Tuesday, March 17, 2009

Leitao Out at Virginia



Dave Leitao has resigned his position as the head coach of the University of Virginia men's basketball team. Sources say it was a forced resignation.

Virginia finished the 2008-09 basketball season with a 10-18 overall record and was just 4-12 against Atlantic Coast Conference opponents. The Cavaliers placed 11th in the 12 member league.

Leitao arrived at Virginia in 2005 after three seasons as the head coach at DePaul. Prior to his stay at DePaul, he was Jim Calhoun's top assistant at Connecticut.

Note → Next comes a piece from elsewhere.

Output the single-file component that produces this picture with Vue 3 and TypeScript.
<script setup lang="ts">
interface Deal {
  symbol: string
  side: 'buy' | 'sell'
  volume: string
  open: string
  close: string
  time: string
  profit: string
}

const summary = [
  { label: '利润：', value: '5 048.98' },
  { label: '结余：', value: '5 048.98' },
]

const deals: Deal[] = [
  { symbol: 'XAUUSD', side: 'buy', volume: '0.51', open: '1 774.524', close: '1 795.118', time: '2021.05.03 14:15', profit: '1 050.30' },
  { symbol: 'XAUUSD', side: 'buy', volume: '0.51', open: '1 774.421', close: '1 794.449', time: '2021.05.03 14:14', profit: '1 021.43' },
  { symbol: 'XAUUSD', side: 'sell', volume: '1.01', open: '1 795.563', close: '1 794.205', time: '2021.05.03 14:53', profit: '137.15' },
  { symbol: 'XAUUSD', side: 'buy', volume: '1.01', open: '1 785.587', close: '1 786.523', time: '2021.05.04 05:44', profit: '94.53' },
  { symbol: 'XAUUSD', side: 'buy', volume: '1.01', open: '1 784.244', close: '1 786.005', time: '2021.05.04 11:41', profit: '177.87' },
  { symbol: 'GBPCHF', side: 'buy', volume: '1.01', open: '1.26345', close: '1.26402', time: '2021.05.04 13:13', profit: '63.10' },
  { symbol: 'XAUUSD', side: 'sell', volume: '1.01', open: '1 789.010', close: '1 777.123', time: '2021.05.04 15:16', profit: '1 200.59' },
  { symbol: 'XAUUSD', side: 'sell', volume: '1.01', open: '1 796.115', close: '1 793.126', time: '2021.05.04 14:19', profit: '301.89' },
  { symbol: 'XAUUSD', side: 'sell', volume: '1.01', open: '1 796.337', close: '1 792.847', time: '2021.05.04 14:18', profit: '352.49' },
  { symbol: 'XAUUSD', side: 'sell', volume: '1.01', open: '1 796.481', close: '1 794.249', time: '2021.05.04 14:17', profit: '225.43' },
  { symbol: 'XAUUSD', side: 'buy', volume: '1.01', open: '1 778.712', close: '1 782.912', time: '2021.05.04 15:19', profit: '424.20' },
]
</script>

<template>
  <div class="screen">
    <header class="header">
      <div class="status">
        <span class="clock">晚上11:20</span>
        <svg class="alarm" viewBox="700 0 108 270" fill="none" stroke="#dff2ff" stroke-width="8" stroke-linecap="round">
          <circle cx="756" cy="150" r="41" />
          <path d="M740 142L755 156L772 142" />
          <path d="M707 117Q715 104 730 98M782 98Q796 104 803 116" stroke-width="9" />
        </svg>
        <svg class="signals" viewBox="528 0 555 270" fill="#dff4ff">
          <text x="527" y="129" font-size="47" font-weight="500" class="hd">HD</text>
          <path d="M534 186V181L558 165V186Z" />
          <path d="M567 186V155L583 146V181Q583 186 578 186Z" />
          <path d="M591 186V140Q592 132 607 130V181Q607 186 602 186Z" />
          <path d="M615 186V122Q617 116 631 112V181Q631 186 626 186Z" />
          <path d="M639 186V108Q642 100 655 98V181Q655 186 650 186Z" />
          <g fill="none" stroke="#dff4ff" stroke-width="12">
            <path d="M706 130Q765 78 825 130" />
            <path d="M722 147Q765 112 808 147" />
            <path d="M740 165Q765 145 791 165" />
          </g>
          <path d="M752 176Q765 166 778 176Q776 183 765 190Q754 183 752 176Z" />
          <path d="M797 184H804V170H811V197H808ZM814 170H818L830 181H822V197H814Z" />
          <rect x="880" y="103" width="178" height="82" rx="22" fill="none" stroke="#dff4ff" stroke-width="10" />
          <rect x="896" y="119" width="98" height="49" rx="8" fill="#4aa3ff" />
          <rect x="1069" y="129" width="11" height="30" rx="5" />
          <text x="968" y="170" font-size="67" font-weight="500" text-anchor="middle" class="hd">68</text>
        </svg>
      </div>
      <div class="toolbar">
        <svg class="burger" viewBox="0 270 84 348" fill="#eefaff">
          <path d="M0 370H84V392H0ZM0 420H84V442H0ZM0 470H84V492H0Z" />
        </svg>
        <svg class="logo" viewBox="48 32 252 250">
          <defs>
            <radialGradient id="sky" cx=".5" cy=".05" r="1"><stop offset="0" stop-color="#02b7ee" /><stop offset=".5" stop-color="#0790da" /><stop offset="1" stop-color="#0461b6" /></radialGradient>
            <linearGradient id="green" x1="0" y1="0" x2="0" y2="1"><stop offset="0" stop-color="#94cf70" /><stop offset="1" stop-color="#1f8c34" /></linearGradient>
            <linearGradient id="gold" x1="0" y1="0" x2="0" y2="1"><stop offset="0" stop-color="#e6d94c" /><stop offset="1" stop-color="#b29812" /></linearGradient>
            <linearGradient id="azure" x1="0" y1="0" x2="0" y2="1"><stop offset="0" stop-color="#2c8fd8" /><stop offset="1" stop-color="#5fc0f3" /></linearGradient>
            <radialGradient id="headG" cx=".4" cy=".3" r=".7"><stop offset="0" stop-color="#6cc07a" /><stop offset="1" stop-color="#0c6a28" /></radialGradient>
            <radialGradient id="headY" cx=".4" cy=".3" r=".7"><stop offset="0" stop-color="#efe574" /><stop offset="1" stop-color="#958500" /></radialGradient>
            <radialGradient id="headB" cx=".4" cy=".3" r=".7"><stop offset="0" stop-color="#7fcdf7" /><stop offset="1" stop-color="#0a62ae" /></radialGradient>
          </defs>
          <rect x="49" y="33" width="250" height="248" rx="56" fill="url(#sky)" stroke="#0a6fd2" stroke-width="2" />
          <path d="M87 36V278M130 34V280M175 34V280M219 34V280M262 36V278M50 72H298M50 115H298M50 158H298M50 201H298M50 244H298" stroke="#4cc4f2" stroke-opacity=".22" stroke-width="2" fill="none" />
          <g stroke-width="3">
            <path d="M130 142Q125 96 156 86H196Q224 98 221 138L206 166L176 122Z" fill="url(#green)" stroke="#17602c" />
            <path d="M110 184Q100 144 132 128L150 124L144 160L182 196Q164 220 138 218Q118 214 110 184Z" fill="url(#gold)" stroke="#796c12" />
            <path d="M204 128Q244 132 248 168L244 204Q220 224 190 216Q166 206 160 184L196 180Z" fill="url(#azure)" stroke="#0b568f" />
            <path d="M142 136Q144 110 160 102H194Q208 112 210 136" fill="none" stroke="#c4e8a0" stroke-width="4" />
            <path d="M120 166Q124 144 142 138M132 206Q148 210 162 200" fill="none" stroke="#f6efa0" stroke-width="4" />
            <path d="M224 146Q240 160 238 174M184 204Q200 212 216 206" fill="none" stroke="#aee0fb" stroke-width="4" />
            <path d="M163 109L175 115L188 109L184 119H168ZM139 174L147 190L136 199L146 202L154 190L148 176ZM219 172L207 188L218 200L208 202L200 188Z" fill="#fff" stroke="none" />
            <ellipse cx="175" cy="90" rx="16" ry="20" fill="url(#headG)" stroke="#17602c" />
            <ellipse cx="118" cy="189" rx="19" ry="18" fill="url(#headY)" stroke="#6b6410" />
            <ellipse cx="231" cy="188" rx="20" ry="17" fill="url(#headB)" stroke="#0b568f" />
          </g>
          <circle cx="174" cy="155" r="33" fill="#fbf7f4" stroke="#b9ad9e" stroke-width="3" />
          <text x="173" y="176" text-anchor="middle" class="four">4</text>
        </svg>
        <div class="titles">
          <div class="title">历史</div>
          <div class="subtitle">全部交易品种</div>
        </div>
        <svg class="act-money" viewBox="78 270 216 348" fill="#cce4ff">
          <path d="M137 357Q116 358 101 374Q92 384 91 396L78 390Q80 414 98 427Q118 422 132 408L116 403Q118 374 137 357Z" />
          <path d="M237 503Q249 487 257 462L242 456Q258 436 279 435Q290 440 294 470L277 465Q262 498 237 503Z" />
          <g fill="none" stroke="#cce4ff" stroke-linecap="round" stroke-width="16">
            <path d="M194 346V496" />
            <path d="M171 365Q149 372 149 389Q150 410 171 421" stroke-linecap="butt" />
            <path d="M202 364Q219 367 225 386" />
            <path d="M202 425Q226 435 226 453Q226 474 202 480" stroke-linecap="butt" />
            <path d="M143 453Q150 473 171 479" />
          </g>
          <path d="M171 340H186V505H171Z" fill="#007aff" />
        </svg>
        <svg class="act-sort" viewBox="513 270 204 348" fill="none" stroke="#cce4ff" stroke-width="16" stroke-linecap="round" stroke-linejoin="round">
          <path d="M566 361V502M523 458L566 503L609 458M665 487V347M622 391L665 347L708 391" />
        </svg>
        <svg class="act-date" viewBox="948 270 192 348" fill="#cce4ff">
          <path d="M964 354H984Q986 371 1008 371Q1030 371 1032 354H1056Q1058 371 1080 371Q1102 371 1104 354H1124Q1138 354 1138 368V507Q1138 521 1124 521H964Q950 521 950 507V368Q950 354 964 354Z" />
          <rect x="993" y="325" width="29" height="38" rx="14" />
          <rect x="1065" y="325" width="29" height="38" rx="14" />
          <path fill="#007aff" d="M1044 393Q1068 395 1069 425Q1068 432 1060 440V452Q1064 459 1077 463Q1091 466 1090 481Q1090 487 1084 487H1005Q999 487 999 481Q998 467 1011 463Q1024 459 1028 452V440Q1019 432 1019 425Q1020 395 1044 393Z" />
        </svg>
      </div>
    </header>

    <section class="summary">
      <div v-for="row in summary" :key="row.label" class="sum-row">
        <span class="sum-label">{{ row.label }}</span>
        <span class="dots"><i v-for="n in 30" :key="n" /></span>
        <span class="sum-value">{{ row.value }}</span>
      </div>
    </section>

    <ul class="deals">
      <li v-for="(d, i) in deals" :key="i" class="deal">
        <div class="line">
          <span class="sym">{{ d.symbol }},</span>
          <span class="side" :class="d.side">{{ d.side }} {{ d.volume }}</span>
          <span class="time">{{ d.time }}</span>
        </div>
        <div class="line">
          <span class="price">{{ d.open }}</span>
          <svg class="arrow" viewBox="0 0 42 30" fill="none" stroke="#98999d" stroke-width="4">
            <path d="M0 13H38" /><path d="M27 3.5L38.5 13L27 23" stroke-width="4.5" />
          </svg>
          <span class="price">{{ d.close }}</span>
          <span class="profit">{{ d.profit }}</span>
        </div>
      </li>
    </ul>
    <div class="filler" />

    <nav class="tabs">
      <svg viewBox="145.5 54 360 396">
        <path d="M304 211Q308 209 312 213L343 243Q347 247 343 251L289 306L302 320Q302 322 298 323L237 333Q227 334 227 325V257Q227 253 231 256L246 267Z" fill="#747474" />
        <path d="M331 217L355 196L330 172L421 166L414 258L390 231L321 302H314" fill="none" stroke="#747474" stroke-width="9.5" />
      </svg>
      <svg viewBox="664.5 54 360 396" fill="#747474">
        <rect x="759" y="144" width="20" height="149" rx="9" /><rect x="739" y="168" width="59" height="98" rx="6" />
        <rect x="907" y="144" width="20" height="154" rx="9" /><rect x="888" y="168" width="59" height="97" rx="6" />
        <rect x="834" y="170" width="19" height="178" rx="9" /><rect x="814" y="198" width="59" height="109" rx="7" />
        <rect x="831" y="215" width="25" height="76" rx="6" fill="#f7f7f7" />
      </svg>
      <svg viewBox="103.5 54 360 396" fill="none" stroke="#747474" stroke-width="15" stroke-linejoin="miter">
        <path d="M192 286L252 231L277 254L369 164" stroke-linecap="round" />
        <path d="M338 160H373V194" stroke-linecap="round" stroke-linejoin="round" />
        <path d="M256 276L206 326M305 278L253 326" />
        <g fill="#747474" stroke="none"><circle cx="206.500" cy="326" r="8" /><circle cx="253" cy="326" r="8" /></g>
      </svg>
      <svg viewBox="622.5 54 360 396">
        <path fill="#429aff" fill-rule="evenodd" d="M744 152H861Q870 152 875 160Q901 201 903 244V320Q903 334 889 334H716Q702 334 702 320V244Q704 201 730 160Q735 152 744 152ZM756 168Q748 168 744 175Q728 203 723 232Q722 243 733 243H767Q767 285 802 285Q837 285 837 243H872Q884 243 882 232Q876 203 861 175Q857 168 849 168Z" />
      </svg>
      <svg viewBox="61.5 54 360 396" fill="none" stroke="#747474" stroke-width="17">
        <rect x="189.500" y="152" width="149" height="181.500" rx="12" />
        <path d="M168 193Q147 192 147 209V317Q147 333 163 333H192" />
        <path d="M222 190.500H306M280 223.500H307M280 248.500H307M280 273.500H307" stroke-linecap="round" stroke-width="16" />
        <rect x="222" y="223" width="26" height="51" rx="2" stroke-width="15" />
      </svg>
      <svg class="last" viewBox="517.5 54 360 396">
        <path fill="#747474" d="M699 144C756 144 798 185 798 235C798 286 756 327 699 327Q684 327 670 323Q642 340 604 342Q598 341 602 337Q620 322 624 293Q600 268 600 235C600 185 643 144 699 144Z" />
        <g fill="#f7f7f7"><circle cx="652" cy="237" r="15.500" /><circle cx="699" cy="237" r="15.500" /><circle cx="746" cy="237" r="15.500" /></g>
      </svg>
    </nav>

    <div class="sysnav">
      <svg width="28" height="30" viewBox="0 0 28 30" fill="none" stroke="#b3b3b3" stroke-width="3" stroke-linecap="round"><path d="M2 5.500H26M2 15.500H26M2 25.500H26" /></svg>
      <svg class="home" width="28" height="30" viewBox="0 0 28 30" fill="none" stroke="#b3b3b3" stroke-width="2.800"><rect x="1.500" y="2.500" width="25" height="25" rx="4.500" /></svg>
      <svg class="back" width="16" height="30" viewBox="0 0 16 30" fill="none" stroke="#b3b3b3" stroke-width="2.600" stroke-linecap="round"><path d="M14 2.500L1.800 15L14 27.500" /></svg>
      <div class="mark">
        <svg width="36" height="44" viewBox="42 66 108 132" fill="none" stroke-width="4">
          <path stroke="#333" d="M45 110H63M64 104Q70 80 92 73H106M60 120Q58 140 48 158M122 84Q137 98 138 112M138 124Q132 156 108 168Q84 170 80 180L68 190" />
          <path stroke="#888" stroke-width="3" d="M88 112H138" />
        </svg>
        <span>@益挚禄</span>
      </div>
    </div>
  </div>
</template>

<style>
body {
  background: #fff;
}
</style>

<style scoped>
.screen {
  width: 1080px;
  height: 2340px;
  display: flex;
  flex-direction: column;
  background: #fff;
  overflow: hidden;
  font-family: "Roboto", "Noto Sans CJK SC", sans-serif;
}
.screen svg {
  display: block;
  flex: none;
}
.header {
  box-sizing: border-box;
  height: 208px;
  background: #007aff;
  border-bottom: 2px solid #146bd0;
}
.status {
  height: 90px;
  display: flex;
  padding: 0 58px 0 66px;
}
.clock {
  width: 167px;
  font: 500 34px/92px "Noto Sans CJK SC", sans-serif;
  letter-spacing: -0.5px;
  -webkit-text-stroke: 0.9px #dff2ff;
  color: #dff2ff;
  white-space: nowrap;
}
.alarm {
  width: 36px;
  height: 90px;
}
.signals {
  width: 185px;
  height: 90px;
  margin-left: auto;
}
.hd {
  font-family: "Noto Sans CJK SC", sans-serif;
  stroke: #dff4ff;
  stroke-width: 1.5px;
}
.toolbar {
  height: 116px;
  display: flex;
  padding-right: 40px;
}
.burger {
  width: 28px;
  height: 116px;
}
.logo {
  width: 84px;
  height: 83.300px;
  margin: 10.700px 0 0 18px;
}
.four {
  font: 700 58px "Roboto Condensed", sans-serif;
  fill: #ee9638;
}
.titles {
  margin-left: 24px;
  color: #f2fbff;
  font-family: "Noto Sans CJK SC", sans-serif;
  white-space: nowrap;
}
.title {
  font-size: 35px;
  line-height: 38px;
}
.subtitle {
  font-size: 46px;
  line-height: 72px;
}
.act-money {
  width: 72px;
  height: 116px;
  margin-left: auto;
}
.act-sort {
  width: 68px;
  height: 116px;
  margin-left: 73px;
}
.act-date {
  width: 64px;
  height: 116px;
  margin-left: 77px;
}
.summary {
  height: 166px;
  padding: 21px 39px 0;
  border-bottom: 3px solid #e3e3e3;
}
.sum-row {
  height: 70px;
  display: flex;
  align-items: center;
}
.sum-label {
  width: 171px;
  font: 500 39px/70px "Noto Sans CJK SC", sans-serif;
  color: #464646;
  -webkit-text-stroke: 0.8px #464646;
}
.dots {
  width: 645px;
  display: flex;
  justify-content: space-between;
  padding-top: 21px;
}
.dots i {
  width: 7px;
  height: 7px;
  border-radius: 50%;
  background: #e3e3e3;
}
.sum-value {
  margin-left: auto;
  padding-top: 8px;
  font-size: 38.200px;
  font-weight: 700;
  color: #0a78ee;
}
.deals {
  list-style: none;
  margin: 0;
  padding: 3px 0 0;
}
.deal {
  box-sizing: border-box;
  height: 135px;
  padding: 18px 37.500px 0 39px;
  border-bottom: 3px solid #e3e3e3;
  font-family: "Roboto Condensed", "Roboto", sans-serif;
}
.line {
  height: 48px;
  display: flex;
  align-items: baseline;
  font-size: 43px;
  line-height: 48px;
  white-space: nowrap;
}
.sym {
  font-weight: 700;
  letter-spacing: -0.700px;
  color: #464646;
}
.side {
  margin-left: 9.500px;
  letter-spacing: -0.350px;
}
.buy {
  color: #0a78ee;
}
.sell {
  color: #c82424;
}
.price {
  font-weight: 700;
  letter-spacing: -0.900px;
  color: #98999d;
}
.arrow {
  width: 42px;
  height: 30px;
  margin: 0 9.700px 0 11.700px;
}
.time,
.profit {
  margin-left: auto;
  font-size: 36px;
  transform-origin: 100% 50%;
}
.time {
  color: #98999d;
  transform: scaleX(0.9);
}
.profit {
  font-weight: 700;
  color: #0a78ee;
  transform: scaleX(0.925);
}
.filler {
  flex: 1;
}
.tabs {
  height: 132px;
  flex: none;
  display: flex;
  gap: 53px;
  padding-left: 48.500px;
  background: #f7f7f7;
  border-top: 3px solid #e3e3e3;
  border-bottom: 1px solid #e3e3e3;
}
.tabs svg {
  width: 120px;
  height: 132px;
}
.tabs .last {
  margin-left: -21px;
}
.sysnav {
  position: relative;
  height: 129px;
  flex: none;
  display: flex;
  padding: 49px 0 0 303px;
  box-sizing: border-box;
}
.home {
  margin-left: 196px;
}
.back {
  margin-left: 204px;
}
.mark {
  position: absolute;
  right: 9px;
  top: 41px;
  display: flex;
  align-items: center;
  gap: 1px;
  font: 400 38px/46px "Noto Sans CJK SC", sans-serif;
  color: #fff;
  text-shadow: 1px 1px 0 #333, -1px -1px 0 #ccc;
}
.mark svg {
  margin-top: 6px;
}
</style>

Under Leitao, Virginia participated in three postseason tournaments, including the 2007 NCAA Tournament. What's more, the Cavaliers' strong showing in '07 -- U.Va earned a share of the regular-season conference title -- resulted in Leitao being named the 2006-07 ACC Coach of the Year.

But despite his early success in Charlottesville, Leitao had trouble recruiting. The University of Virginia is an outstanding school with a beautiful, historic campus. And it has top-notch basketball facilities. But in the Atlantic Coast Conference, the Cavaliers have to compete against basketball powers like North Carolina, Duke, Wake Forest, Maryland. And they have trouble keeping the best players from Virginia in state, as the traditional ACC power programs and Georgetown usually raid Washington, D.C. and Virginia of its best basketball talent.

Despite it's many strengths (at least on paper), the Virginia men's basketball program remains something of an enigma. In theory, there's no reason why U.Va shouldn't be able to consistently finish in the top five of the ACC. After all, if a football school like Clemson can become a player in ACC hoops, certainly Virginia, with its outstanding facilities and strong basketball tradition, can reassert itself as one too.

But for some reason, a sustained return to basketball prominence just hasn't been in the cards
for Virginia.

Pete Gillen was one of the hottest college basketball coaches in America when he took the Virginia job. But he washed out a few years later. Dave Leitao was also highly regarded when he arrived to replace Gillen. After all, Leitao had taken DePaul to the NCAA Tournament after the program lay in ruins following the end of the Pat Kennedy era. He was a young, polished, black head coach who carried himself with a quiet confidence and an unwavering cool. But after four years as Virginia's head coach, Leitao leaves Charlottesville with a head full of grey hair and the appearance of a much older man. His formerly cool demeanor has been replaced with a perpetually stressed-out look that underscores the difficulties he's encountered while helming the Virginia basketball program.

Understandably, the University of Virginia wants to replace Dave Leitao with a coach who can resurrect the Cavalier basketball program and generate excitement among Virginia fans and alumni. Virginia will likely spend big money to lure a hot, up and coming coach to Charlottesville. But Pete Gillen and Leitao were once hot, up and coming coaches who appeared to possess the qualities that would allow them to rebuild the once-proud Virginia basketball program.

Why Virginia has been unable to field a consistently competitive basketball program remains somewhat unclear. Why an in-demand, up and coming coach would accept the Virginia job, especially considering how the tenures of Virginia's recent coaches have ended, remains even less clear.